Bingo! Saying human beings have an unfair advantage because of our tools is exactly like saying saying snakes have one because of their venom and tigers have one because of their claws and teeth.

We invented weapons a LOT earlier than 10,000 years ago. Tool-using is a feature not only of every H. sapiens on the planet, but also an integral feature of our immediate predecessor species. The Schöningen Spears have been dated at 300,000 years and are described as comparable to modern javelins, showing signs of extensive working to control the balance of the weapons. In other words, they are clearly an example of a well-developed technology. They were made by the predecessors to the Neanderthals.

So this notion that human-made weapons are somehow “unnatural” or “artificial” is bogus - it is perfectly natural for hominids to make and use weapons, just as they make and use other tools.

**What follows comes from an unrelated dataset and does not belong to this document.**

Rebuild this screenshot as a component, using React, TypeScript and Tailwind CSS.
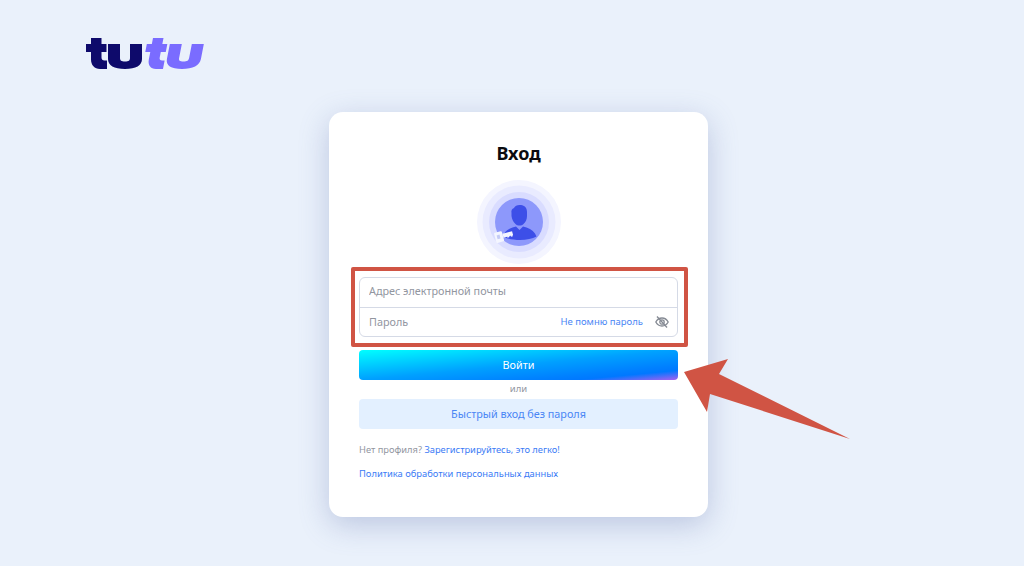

We also live/hunt in something more like a wolf-pack than as single predators, and thus should not be evaluated as one-on-one but group-on-one because that is how we would encounter such apex predators as lions and tigers and bears. Wolves don’t confront bears one-on-one, they do it as a group. Humans are the same (at least until we get higher power weapons like reliable firearms).

A bear vs an f-15 will lose every time

But what about a bear in an F-15?

What we really need to fear are tyrannosaurs in F-14s.

I’d say Apex predator is not right because we need a new word above that. A predator so successful that it completely dominates and transforms the global environment to its own advantage. Ecovore is pretty good. Incidentally this isn’t a new thing. There is evidence that Australian aborigines were radically changing the environment in Australia over 20,000 years ago, using controlled fires to create grass lands that were better for their hunting than dense dry broadleaf forests.

I have never killed or eaten an Apex. You’d be hard pressed to show that I prey on them.